- **Work to be completed**:
Find the string "React" in the data, then copy every line where it is found.

- **Information provided**:
[Start]

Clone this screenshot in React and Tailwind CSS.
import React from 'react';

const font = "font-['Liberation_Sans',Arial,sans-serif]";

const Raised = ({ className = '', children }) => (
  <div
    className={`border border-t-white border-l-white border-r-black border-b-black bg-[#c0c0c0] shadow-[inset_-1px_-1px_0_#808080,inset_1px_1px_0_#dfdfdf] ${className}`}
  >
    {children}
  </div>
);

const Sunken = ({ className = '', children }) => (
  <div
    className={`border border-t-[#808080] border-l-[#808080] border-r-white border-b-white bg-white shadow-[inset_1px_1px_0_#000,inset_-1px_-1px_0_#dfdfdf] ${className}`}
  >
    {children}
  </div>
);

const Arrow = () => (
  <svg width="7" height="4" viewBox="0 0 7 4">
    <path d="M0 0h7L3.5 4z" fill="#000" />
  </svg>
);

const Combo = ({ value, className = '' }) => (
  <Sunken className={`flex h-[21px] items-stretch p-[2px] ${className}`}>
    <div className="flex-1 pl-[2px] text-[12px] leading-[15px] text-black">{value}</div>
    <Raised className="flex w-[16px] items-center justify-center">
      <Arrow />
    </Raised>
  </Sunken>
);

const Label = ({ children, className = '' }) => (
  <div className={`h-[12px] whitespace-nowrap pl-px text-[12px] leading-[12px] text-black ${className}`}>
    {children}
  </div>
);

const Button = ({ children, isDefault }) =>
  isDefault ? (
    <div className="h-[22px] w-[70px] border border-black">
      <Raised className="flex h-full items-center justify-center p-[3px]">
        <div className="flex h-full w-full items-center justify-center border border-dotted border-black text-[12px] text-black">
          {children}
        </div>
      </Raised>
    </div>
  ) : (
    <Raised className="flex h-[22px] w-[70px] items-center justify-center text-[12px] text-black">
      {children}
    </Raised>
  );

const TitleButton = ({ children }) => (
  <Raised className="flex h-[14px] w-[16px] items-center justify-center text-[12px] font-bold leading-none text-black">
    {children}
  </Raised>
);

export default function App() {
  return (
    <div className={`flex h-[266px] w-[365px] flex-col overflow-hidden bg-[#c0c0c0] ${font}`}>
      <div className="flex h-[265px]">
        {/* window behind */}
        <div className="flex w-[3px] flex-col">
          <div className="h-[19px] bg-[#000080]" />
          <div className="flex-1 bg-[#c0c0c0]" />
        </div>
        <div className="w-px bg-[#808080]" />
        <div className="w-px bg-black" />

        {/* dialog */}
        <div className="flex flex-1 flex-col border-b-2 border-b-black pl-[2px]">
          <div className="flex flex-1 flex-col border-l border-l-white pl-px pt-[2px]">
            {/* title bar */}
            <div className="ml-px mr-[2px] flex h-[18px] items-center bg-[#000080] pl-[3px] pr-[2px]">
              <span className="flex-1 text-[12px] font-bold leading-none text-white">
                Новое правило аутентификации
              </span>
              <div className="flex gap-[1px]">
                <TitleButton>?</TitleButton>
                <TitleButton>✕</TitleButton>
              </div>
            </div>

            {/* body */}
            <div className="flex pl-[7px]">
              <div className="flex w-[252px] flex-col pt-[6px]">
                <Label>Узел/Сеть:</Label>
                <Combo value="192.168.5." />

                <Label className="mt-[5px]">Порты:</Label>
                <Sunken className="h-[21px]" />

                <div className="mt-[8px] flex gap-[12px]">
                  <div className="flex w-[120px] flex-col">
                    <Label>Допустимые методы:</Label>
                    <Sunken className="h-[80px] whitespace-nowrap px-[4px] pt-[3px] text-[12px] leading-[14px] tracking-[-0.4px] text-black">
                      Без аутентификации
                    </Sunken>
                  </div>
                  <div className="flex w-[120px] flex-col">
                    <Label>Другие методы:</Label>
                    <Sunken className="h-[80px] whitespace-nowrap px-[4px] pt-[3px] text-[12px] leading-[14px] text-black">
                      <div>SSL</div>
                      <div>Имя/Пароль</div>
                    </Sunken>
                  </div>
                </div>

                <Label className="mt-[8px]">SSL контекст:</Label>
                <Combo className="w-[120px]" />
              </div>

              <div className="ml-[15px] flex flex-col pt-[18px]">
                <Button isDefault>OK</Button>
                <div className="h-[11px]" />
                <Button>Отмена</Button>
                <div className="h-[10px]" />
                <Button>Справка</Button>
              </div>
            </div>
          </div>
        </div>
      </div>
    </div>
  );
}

[End]

- **Output of the exercise**:
Clone this screenshot in React and Tailwind CSS.
import React from 'react';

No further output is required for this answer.